The attitude of the Boers towards the locust is very quaint. If a swarm of these insects settles on a Dutchman's land, the owner will not attempt to destroy them because he regards them as a visitation of Providence. But I have heard that he does not scruple to modify slightly the schemes of Providence by shovelling the unwelcome locusts upon any of his neighbours' fields which may adjoin his own estate!
On this same journey we pulled up, as usual, for a brief interval at De Aar, and just opposite our train was a carriage containing seventeen Boer prisoners, returning to the front. At the battle of Graspan a number of Boer artillerymen were found with the Geneva Red Cross on their arms, and it seems pretty clear that these men had deliberately slipped the badge on the sleeves in order to avoid capture. They were, of course, at once secured and treated as ordinary prisoners of war. But in the hurry of the moment, and very naturally under the circumstances, some seventeen of the Boers who were bonâ-fide ambulance men were arrested on suspicion and despatched with the crafty gunners to Capetown. Here they were examined, and when the authorities realised that they were genuinely entitled to the protection of the Red Cross, and were not combatants fraudulently equipped with this protective badge, the seventeen were forthwith sent back to General Cronje. As they were returning we met them and had a chat with them. Five at least of the number were Scotchmen or Irishmen; two more of them did not speak, and I rather think from their appearance that they too were of English race, and preferred to remain silent. Several of them complained of ill-treatment at our hands, but I must say their complaints appeared to resolve themselves into the fact that on their journeys to and from Capetown their meals had not been quite regular. Three of us gave them some bread, jam and cigarettes, for which they were extremely grateful. They wore ordinary clothes much the worse for wear, and told me that they left their "Sunday" suits at home. On the whole I was most favourably impressed by these fellows, with one exception. The exception was a Free-Stater who spoke English volubly. He loudly declared that he was sick of the war and intended the moment he secured an opportunity to desert and go home to his farm. I felt rather indignant at this person's remarks, and with an air of moral superiority I said: "We don't think any the better of you for saying that; although you are an enemy you ought to stick to your General, and not sneak away from the front". But the Free-Stater was not a bit impressed by my rhetoric, and simply said, "Oh, skittles!"
Some of the prisoners were from the Transvaal and they seemed to me much more keen and enthusiastic than their Free State companions, and evinced no signs whatever of despondency or depression. There was a very pathetic note in the conversation of one of the Transvaalers, a mere boy of seventeen. He said to me in broken English, "It is such a causeless war. What are we fighting for, sir?" and I referred him for his answer to three Johannesburg Uitlanders who were standing by. Accursed as war always is, it is thrice accursed when young boys and old men are called upon to fight. At present every man in the Republic from sixteen to sixty years of age is at the front. The authorities intend as their losses increase to call out children from twelve to sixteen, and every old man from sixty onwards who can still see to sight a rifle.
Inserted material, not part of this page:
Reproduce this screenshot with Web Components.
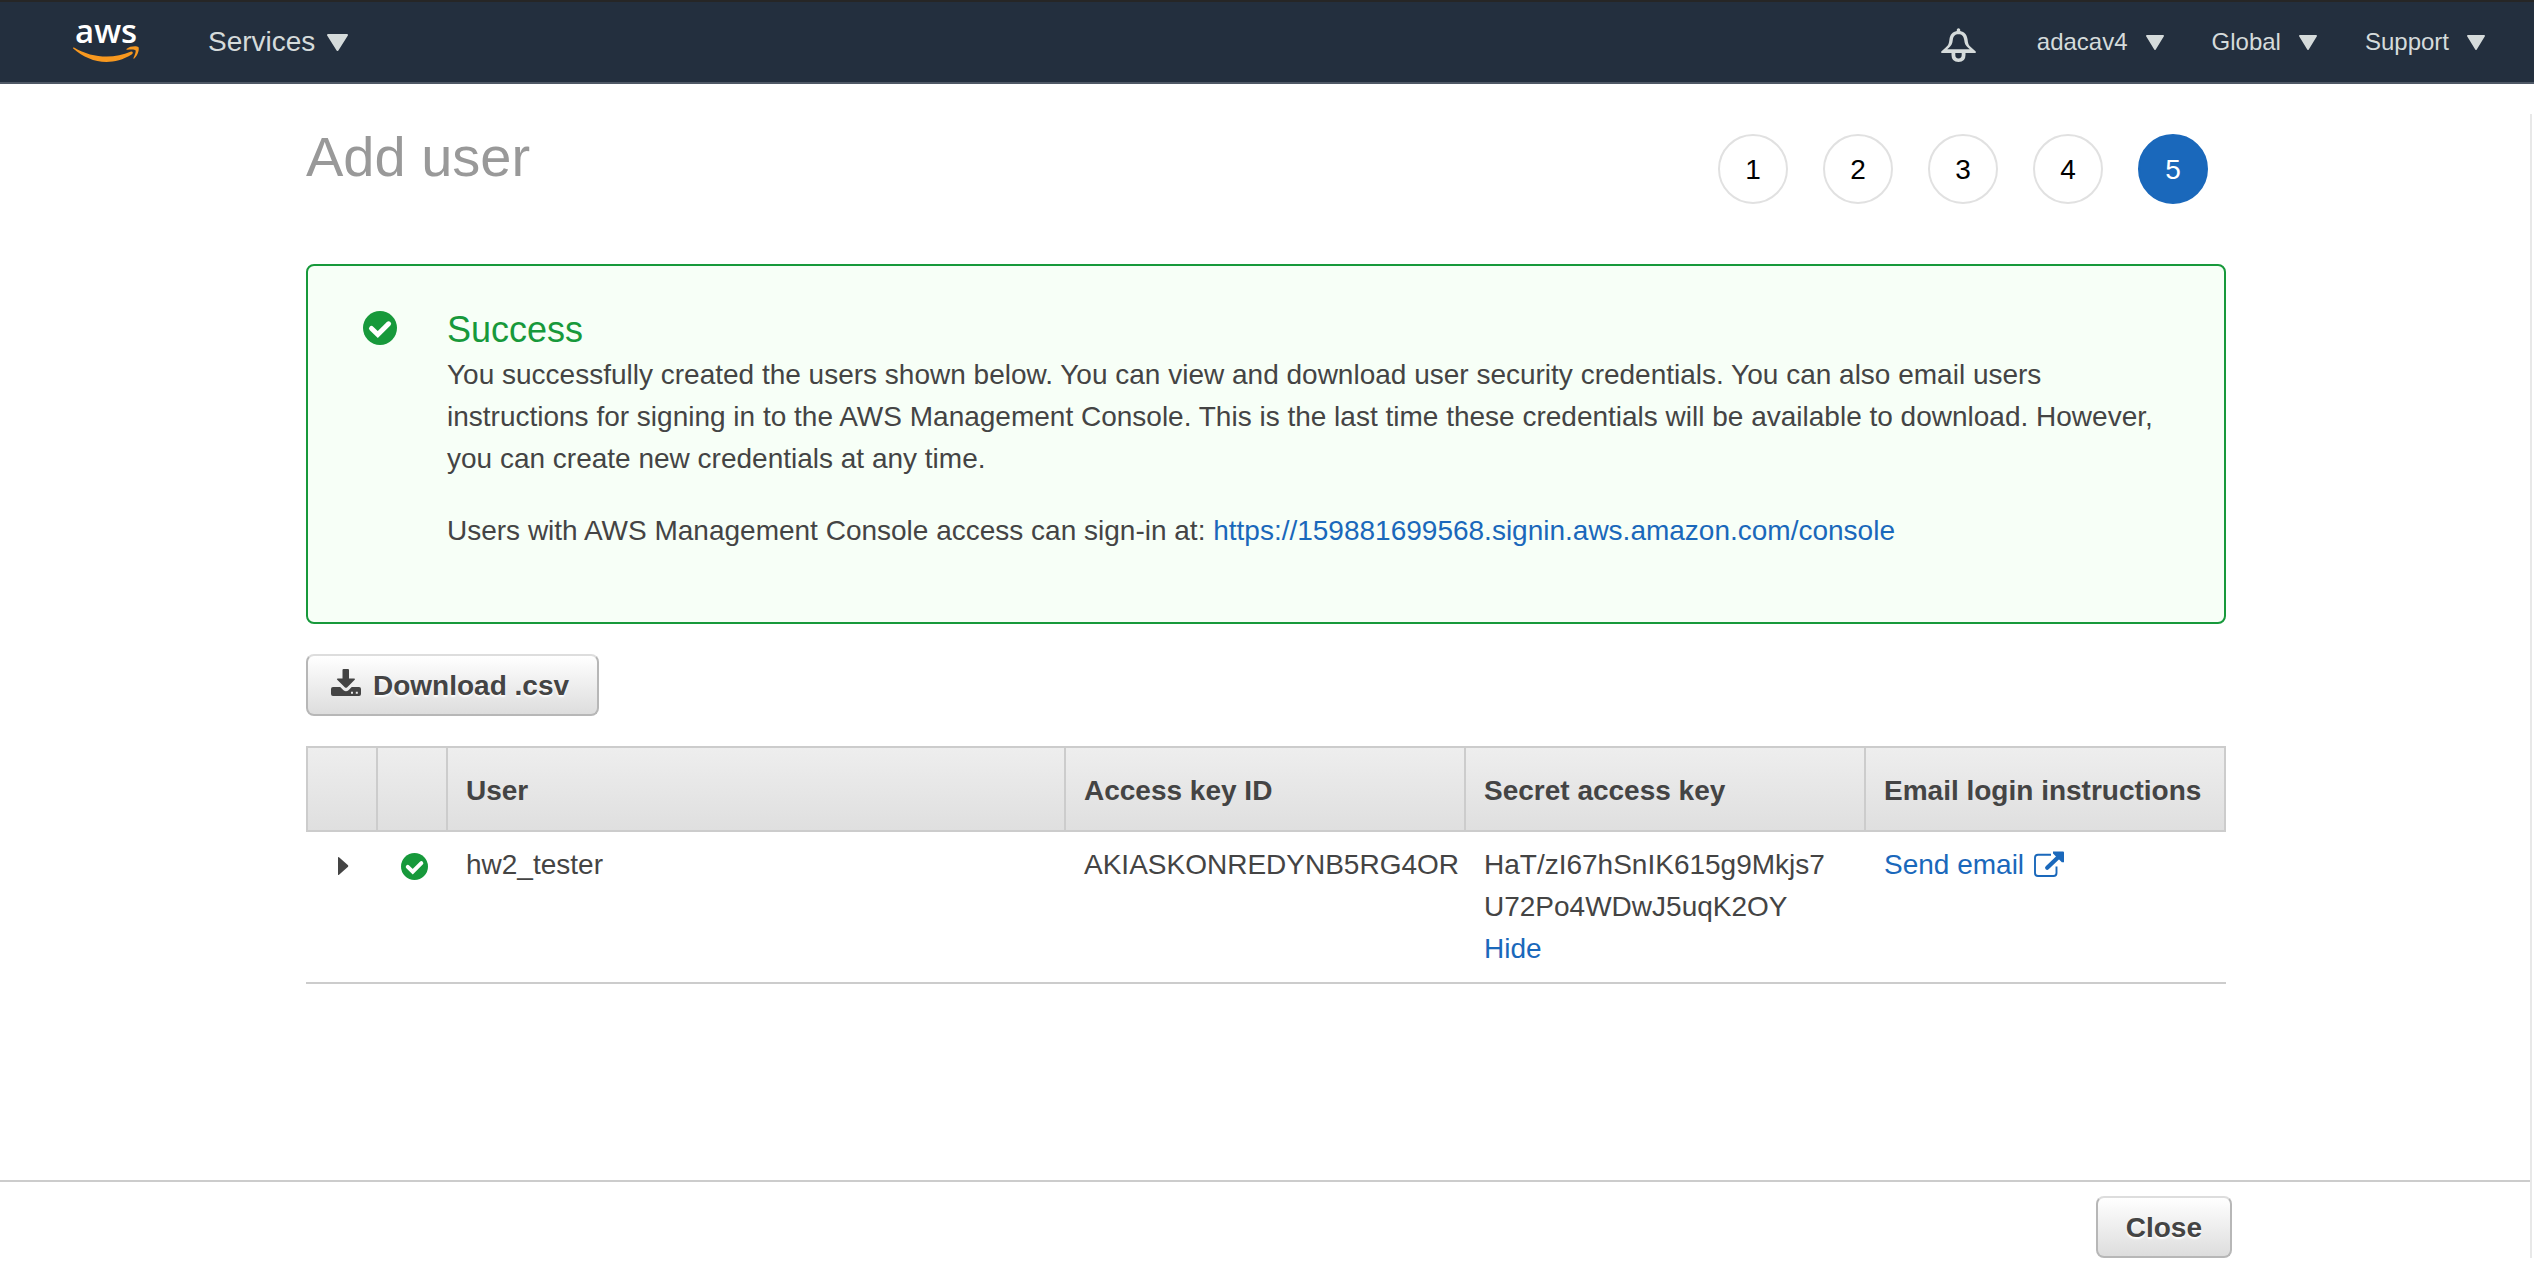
<!DOCTYPE html>
<html lang="en">
<head>
<meta charset="utf-8">
<title>Add user</title>
<style>
  body {
    margin: 0;
    background: #fff;
    color: #444;
    font: 28px/42px "Liberation Sans", Arial, sans-serif;
  }
</style>
</head>
<body>
<iam-page>
  <console-nav slot="nav">
    <nav-menu size="large">Services</nav-menu>
    <nav-menu slot="end">adacav4</nav-menu>
    <nav-menu slot="end">Global</nav-menu>
    <nav-menu slot="end">Support</nav-menu>
  </console-nav>

  <wizard-header heading="Add user" steps="5" current="5"></wizard-header>

  <success-alert heading="Success" href="https://159881699568.signin.aws.amazon.com/console">
    You successfully created the users shown below. You can view and download user security credentials. You can also email users instructions for signing in to the AWS Management Console. This is the last time these credentials will be available to download. However, you can create new credentials at any time.
    <span slot="signin">Users with AWS Management Console access can sign-in at:</span>
  </success-alert>

  <console-button icon="download">Download .csv</console-button>

  <credentials-table></credentials-table>

  <console-button slot="footer">Close</console-button>
</iam-page>

<script>
  const define = (name, html, setup) => {
    const template = document.createElement('template');
    template.innerHTML = html;
    customElements.define(name, class extends HTMLElement {
      constructor() {
        super();
        this.attachShadow({ mode: 'open' }).append(template.content.cloneNode(true));
      }
      connectedCallback() {
        if (setup) setup(this, this.shadowRoot);
      }
    });
  };

  define('iam-page', `
    <style>
      :host { display: flex; flex-direction: column; min-height: 100vh; }
      .body { flex: 1; display: flex; }
      .content { flex: 1; min-width: 0; display: flex; flex-direction: column; }
      .rail { width: 2px; margin: 30px 2px 8px -2px; background: #e8e8e8; }
      main {
        flex: 1;
        display: flex;
        flex-direction: column;
        align-items: stretch;
        gap: 30px;
        width: 100%;
        max-width: 1920px;
        box-sizing: border-box;
        margin: 0 auto;
        padding: 40px 0 30px;
      }
      footer {
        border-top: 2px solid #ccc;
        padding: 14px 0 8px;
        background: #fff;
      }
      .actions {
        display: flex;
        justify-content: flex-end;
        max-width: 1932px;
        margin: 0 auto;
      }
    </style>
    <slot name="nav"></slot>
    <div class="body">
      <div class="content">
        <main><slot></slot></main>
        <footer><div class="actions"><slot name="footer"></slot></div></footer>
      </div>
      <div class="rail"></div>
    </div>`);

  define('console-nav', `
    <style>
      :host {
        display: block;
        border-top: 2px solid #262626;
        border-bottom: 2px solid #4f5966;
        background: #232f3e;
        color: #d5dbdb;
      }
      nav {
        display: flex;
        align-items: center;
        height: 80px;
        padding: 0 49px 0 72px;
      }
      a { display: flex; margin-right: 64px; }
      .end { display: flex; align-items: center; gap: 48px; margin-left: auto; }
      button { border: 0; padding: 6px 0 0; background: none; color: inherit; display: flex; margin-right: 12px; }
    </style>
    <nav>
      <a href="#" aria-label="aws home">
        <svg width="72" height="76" viewBox="0 -15 72 76">
          <text x="3" y="24" font-family="Open Sans, sans-serif" font-weight="600" font-size="33" fill="#fff">aws</text>
          <g fill="#f7981f" transform="translate(0 -2)">
            <path d="M2 30.500C20 41.500 42 42 58.500 34.800C60.500 34 61.800 36 60 37.300C51 43 42.500 45 34.500 45C22 45 11 40 1.200 31.600C.6 31 1.200 30.100 2 30.500Z"/>
            <path d="M54.700 31.700C57.500 29.200 64.500 28.600 66.400 30C67.500 31.500 66.300 38 62.300 41.500C61.700 42 61.200 41.800 61.500 41.100C62.600 38.500 64.200 34.500 63.500 33.200C62.500 32 58 32.500 55.300 32.700C54.400 32.800 54.100 32.300 54.700 31.700Z"/>
          </g>
        </svg>
      </a>
      <slot></slot>
      <div class="end">
        <button type="button" aria-label="Notifications">
          <svg width="36" height="36" viewBox="0 0 36 36" fill="#d5dbdb" fill-rule="evenodd">
            <path d="M15.800 2.500Q17.500 .2 19.200 2.500V4C23.500 4.800 26 7.500 26.600 12.500C27 17 28 18.500 30 20.200L34.500 24.200Q35.600 25.800 34 26H1Q-.6 25.800 .5 24.200L5 20.200C7 18.500 8 17 8.400 12.500C9 7.500 11.500 4.800 15.800 4ZM17.500 7.200C14 7.200 12.300 9 11.800 13C11.400 17 10.300 18.600 8.200 20.500L6.200 22.200H28.800L26.800 20.500C24.700 18.600 23.600 17 23.200 13C22.700 9 21 7.200 17.500 7.200Z"/>
            <path d="M10.500 25H14.300V28Q14.300 31.400 17.500 31.400T20.700 28V25H24.500V28Q24.500 35 17.500 35T10.500 28Z"/>
          </svg>
        </button>
        <slot name="end"></slot>
      </div>
    </nav>`);

  define('nav-menu', `
    <style>
      :host { display: block; }
      button {
        display: flex;
        align-items: center;
        gap: 18px;
        border: 0;
        padding: 0;
        background: none;
        color: inherit;
        font: 24px/42px "Liberation Sans", Arial, sans-serif;
      }
      svg { width: 18px; height: 15px; }
      :host([size="large"]) button { font-size: 28px; gap: 12px; }
      :host([size="large"]) svg { width: 21px; height: 17px; }
    </style>
    <button type="button" aria-haspopup="true">
      <slot></slot>
      <svg viewBox="0 0 20 17" preserveAspectRatio="none" fill="currentColor" stroke="currentColor" stroke-width="2" stroke-linejoin="round">
        <path d="M1 1H19L10 16Z"/>
      </svg>
    </button>`);

  define('wizard-header', `
    <style>
      :host { display: flex; justify-content: space-between; align-items: flex-start; padding-bottom: 30px; }
      h1 { margin: 0; font-size: 56px; line-height: 66px; font-weight: 400; color: #999; }
      ol { display: flex; gap: 35px; list-style: none; margin: 0; padding: 10px 18px 0 0; }
      li {
        display: flex;
        align-items: center;
        justify-content: center;
        box-sizing: border-box;
        width: 70px;
        height: 70px;
        padding-top: 2px;
        border: 2px solid #e1e1e1;
        border-radius: 50%;
        color: #000;
      }
      li[aria-current] { border-color: #1a68bb; background: #1a68bb; color: #fff; }
    </style>
    <h1></h1>
    <ol></ol>`, (host, root) => {
      root.querySelector('h1').textContent = host.getAttribute('heading');
      const list = root.querySelector('ol');
      list.textContent = '';
      for (let i = 1; i <= Number(host.getAttribute('steps')); i++) {
        const item = document.createElement('li');
        item.textContent = i;
        if (String(i) === host.getAttribute('current')) item.setAttribute('aria-current', 'step');
        list.append(item);
      }
    });

  define('check-icon', `
    <style>
      :host { display: block; width: 34px; height: 34px; }
      svg { display: block; width: 100%; height: 100%; }
    </style>
    <svg viewBox="0 0 34 34">
      <circle cx="17" cy="17" r="17" fill="#17993b"/>
      <path d="M8.500 17.500L14.800 23.500L25.600 12.800" fill="none" stroke="#fff" stroke-width="5" stroke-linecap="round"/>
    </svg>`);

  define('success-alert', `
    <style>
      :host {
        display: flex;
        gap: 50px;
        border: 2px solid #17993b;
        border-radius: 8px;
        background: #f7fff7;
        padding: 43px 40px 70px 55px;
      }
      check-icon { flex: none; margin-top: 2px; }
      h2 { margin: 0 0 3px; font-size: 36px; line-height: 42px; font-weight: 400; color: #17993b; }
      p { margin: 0; }
      p + p { margin-top: 30px; }
      a { color: #1a68bb; text-decoration: none; }
    </style>
    <check-icon></check-icon>
    <div>
      <h2></h2>
      <p><slot></slot></p>
      <p><slot name="signin"></slot> <a></a></p>
    </div>`, (host, root) => {
      root.querySelector('h2').textContent = host.getAttribute('heading');
      const link = root.querySelector('a');
      link.href = link.textContent = host.getAttribute('href');
    });

  define('console-button', `
    <style>
      :host { display: flex; }
      button {
        display: flex;
        align-items: center;
        height: 62px;
        box-sizing: border-box;
        border: 2px solid #b7b7b7;
        border-top-color: #ddd;
        border-radius: 8px;
        padding: 2px 28px 0;
        background: linear-gradient(#fff, #ddd);
        color: #444;
        font: bold 28px/42px "Liberation Sans", Arial, sans-serif;
        text-shadow: 0 2px 2px #fff;
      }
      svg { display: none; }
      :host([icon="download"]) svg { display: block; margin: 0 12px 8px -5px; }
    </style>
    <button type="button">
      <svg width="30" height="27" viewBox="0 0 30 27" fill="#444">
        <path d="M11.500 1Q11.500 0 12.500 0H17Q18 0 18 1V9.500H23.200Q24.600 9.700 23.700 10.800L16 18.400Q15 19.300 14 18.400L6.200 10.800Q5.300 9.700 6.700 9.500H11.500Z"/>
        <path fill-rule="evenodd" d="M2 18H9.200L12.500 21.200Q15 23.300 17.500 21.200L20.700 18H28Q30 18 30 20V25Q30 27 28 27H2Q0 27 0 25V20Q0 18 2 18ZM20 22.800V24.800H22V22.800ZM24.800 22.800V24.800H26.800V22.800Z"/>
      </svg>
      <slot></slot>
    </button>`);

  define('credentials-table', `
    <style>
      :host { display: block; }
      table { width: 100%; table-layout: fixed; border-collapse: separate; border-spacing: 0; }
      .expand { width: 72px; }
      .status { width: 70px; }
      .key { width: 400px; }
      .email { width: 360px; }
      th, td { box-sizing: border-box; text-align: left; vertical-align: top; white-space: nowrap; }
      th {
        height: 86px;
        padding: 22px 0 18px 18px;
        border: solid #ccc;
        border-width: 2px 2px 2px 0;
        background: linear-gradient(#eee, #dfdfdf);
      }
      th:first-child { border-left-width: 2px; }
      td { padding: 12px 0 12px 18px; border-bottom: 2px solid #ccc; }
      .icon { padding-left: 2px; }
      .icon > * { margin: 0 auto; }
      .icon button { display: flex; align-items: center; height: 42px; border: 0; padding: 2px 0 0; background: none; }
      .icon check-icon { width: 27px; height: 27px; margin-top: 9px; }
      a { color: #1a68bb; text-decoration: none; }
      .send { display: inline-flex; align-items: center; gap: 10px; }
      .send svg { margin-bottom: 2px; }
    </style>
    <table>
      <colgroup><col class="expand"><col class="status"><col><col class="key"><col class="key"><col class="email"></colgroup>
      <thead>
        <tr><th></th><th></th><th>User</th><th>Access key ID</th><th>Secret access key</th><th>Email login instructions</th></tr>
      </thead>
      <tbody>
        <tr>
          <td class="icon">
            <button type="button" aria-label="Expand row">
              <svg width="12" height="20" viewBox="0 0 12 20" fill="#444"><path d="M1 1.500Q1 .5 2 1.200L11 9.300Q11.600 10 11 10.700L2 18.800Q1 19.500 1 18.500Z"/></svg>
            </button>
          </td>
          <td class="icon"><check-icon></check-icon></td>
          <td>hw2_tester</td>
          <td>AKIASKONREDYNB5RG4OR</td>
          <td>HaT/zI67hSnIK615g9Mkjs7<br>U72Po4WDwJ5uqK2OY<br><a href="#">Hide</a></td>
          <td>
            <a class="send" href="#">Send email
              <svg width="30" height="27" viewBox="0 0 30 27">
                <path d="M17 3.700H4Q1 3.700 1 6.700V22Q1 25 4 25H19.500Q22.500 25 22.500 22V15.500" fill="none" stroke="#1a68bb" stroke-width="1.900"/>
                <path d="M13.200 16.800L25 5.500" stroke="#1a68bb" stroke-width="4.200" stroke-linecap="round"/>
                <path d="M19 .5H29Q30 .5 30 1.500V11.300L27.800 11.200L19 2.500Z" fill="#1a68bb"/>
              </svg>
            </a>
          </td>
        </tr>
      </tbody>
    </table>`);
</script>
</body>
</html>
Last and most terrible thought of all, it is an undoubted fact that wives and daughters are everywhere throughout the Republic engaged in rifle practice! May God preserve us from having to fight against women! At present entire families are fighting together. I know one Dutch lady who has no less than six brothers amongst the burghers who have been fighting round Ladysmith, and another who has already lost four sons in the war. In one of our engagements a Boer boy of seventeen was struck down by a bullet; the father, a man of sixty, left his cover and went to the succour of his son, when he himself was shot, and the two lay dead, one beside the other.